--- Provided material ---

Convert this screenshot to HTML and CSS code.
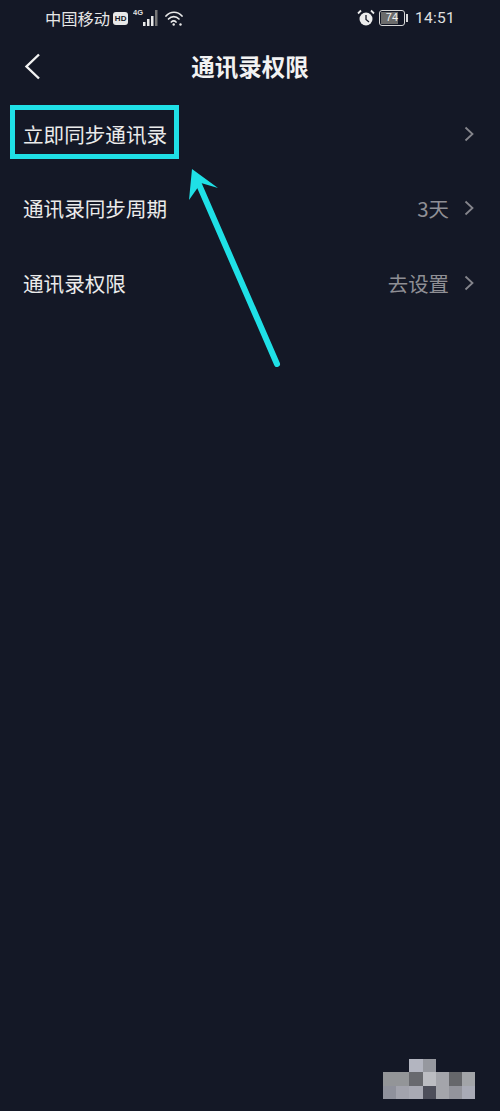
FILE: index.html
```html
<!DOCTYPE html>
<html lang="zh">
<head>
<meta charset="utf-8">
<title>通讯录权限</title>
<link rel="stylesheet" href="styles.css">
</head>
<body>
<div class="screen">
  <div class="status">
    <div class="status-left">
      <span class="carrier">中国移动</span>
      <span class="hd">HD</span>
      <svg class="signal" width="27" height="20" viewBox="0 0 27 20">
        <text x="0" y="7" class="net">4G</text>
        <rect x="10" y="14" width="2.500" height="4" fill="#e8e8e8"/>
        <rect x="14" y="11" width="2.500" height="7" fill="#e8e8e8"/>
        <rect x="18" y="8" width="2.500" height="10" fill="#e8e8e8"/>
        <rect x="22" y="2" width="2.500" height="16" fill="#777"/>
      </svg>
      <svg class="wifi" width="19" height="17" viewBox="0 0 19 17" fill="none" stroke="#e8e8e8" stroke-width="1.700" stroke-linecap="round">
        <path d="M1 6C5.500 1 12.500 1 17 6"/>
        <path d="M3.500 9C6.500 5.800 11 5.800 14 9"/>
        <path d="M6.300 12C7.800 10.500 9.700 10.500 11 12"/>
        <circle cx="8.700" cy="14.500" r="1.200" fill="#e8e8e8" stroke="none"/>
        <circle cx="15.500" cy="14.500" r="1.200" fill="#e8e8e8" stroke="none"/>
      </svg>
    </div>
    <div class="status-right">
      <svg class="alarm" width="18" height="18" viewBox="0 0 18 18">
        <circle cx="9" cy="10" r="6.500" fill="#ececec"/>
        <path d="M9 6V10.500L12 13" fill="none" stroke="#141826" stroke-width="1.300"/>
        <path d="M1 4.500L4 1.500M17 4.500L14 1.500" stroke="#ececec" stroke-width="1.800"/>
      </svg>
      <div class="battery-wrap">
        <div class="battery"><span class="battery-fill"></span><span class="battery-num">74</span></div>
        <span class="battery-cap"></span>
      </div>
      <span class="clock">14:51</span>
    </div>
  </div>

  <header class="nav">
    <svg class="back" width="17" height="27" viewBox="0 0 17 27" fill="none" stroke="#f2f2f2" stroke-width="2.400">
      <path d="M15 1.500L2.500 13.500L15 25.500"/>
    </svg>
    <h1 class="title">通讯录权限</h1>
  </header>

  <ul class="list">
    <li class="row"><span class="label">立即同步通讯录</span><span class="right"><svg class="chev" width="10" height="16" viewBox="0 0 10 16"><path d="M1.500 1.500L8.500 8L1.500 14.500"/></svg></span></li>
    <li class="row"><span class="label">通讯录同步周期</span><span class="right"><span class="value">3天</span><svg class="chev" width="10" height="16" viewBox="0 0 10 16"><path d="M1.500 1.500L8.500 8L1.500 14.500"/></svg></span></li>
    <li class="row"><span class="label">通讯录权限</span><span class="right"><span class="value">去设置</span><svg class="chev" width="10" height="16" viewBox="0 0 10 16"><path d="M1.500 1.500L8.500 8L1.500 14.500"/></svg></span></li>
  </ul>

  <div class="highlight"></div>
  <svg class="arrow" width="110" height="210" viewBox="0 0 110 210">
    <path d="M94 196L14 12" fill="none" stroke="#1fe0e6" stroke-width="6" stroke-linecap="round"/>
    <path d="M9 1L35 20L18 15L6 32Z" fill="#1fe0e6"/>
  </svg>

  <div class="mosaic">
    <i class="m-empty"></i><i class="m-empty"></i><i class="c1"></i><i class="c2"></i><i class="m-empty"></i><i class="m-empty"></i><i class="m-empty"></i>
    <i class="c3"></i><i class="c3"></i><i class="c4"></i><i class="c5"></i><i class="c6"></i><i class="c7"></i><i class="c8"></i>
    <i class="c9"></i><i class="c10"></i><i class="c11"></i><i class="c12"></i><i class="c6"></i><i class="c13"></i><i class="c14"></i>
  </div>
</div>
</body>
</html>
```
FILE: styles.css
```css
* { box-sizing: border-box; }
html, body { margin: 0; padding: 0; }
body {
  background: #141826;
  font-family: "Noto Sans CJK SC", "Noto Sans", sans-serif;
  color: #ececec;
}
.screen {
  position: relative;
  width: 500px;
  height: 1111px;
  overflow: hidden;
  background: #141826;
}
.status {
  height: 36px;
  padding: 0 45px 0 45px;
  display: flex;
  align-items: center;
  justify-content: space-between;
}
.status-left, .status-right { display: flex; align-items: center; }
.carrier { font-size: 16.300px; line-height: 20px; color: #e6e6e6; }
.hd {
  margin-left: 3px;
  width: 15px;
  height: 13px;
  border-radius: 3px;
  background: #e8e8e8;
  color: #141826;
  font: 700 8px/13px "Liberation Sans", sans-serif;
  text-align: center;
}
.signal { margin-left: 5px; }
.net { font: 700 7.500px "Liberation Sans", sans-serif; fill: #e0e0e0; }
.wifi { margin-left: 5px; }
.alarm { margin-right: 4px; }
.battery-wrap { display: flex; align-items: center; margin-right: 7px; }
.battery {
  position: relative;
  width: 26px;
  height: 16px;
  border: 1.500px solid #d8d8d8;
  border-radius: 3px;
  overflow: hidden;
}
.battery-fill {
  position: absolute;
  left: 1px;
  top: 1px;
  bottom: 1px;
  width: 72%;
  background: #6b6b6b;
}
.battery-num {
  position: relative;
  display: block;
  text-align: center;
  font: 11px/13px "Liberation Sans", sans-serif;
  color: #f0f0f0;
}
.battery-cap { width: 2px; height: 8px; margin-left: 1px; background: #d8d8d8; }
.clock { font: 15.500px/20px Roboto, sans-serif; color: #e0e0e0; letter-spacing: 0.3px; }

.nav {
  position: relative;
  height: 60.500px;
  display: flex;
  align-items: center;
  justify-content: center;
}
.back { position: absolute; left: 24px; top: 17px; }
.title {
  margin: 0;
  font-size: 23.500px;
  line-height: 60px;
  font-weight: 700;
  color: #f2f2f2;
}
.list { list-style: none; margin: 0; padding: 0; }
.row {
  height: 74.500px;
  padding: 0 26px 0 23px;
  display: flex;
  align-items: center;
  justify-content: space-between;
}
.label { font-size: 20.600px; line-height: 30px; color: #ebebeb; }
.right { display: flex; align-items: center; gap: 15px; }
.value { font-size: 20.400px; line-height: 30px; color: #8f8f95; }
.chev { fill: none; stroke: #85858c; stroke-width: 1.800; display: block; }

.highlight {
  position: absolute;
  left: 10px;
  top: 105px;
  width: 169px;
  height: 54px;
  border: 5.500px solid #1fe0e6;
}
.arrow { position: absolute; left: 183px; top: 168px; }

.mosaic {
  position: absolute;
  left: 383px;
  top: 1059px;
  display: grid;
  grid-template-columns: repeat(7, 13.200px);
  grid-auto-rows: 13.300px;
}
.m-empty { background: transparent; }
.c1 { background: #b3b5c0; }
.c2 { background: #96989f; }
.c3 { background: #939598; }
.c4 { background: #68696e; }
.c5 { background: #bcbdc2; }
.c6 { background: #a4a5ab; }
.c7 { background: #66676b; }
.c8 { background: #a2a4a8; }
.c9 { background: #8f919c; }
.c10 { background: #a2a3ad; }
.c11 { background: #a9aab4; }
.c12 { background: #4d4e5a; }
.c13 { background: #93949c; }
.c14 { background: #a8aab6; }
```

---
--- Provided material ---

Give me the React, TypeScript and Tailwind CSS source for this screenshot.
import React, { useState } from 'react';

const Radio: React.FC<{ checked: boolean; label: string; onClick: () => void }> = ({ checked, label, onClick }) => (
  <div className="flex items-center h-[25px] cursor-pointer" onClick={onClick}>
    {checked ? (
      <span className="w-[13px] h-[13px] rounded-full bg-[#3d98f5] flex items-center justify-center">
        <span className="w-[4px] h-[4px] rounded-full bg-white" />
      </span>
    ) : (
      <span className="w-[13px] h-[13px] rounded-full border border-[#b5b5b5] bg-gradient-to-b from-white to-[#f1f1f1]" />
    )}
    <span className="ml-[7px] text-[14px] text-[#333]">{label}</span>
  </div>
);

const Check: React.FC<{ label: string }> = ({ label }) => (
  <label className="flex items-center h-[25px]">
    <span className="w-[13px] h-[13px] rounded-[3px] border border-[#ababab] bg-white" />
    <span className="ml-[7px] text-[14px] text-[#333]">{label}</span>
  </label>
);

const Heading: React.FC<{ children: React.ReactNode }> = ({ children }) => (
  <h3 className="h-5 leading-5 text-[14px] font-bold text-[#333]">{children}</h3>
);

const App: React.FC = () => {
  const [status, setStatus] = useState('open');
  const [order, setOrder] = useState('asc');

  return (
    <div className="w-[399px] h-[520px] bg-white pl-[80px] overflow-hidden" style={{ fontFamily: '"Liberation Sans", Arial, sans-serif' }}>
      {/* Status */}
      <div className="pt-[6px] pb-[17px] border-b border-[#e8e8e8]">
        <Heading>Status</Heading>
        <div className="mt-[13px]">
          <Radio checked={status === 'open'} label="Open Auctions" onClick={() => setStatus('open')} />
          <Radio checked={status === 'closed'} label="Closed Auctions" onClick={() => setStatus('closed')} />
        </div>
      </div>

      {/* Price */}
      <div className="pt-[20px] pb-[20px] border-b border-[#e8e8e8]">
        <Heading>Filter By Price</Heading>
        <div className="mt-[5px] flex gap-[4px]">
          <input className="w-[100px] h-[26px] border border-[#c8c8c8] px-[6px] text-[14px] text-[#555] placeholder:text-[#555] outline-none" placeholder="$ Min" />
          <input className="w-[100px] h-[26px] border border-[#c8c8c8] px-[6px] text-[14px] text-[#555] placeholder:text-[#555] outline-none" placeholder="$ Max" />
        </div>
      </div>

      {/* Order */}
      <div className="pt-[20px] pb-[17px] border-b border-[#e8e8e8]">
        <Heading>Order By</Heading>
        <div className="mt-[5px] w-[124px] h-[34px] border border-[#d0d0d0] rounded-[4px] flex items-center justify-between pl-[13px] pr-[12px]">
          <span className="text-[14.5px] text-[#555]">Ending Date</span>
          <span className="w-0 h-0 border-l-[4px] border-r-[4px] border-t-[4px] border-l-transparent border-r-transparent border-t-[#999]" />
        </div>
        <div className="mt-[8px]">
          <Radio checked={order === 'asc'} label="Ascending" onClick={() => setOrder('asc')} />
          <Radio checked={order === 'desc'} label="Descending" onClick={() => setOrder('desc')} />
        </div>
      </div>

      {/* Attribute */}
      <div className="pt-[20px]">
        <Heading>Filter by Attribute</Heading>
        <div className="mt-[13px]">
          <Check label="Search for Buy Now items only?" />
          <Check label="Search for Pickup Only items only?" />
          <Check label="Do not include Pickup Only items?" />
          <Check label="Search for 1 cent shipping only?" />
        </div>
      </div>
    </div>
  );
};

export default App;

---
--- Provided material ---

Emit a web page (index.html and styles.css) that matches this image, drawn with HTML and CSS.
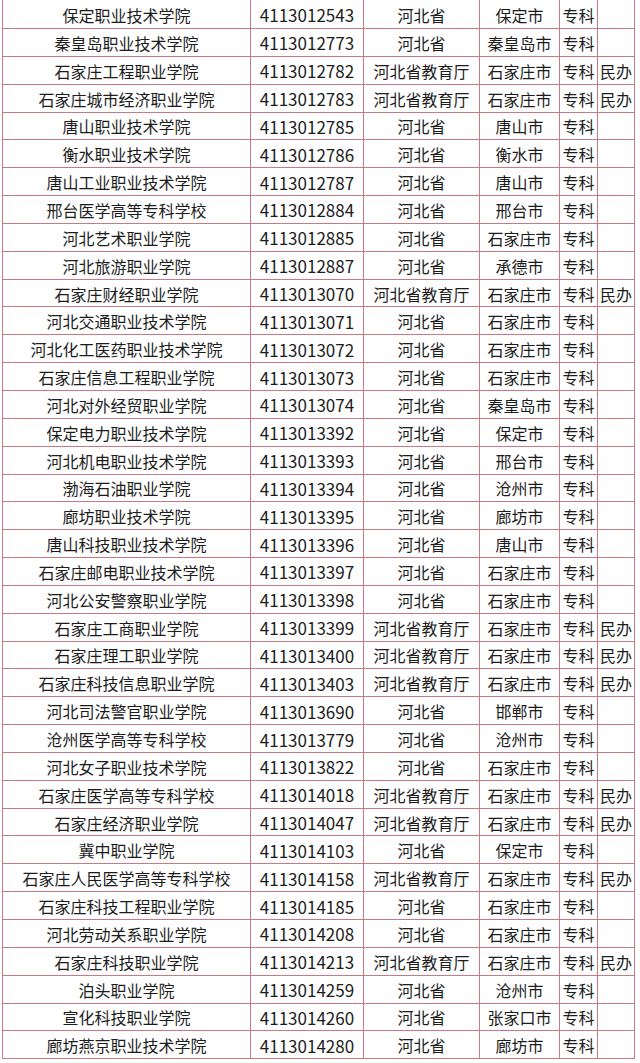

---

• [Stated exercise]
Within the material above, find the lines that contain the word "this"; copy them.

• [Complete output]
Convert this screenshot to HTML and CSS code.
Give me the React, TypeScript and Tailwind CSS source for this screenshot.
Emit a web page (index.html and styles.css) that matches this image, drawn with HTML and CSS.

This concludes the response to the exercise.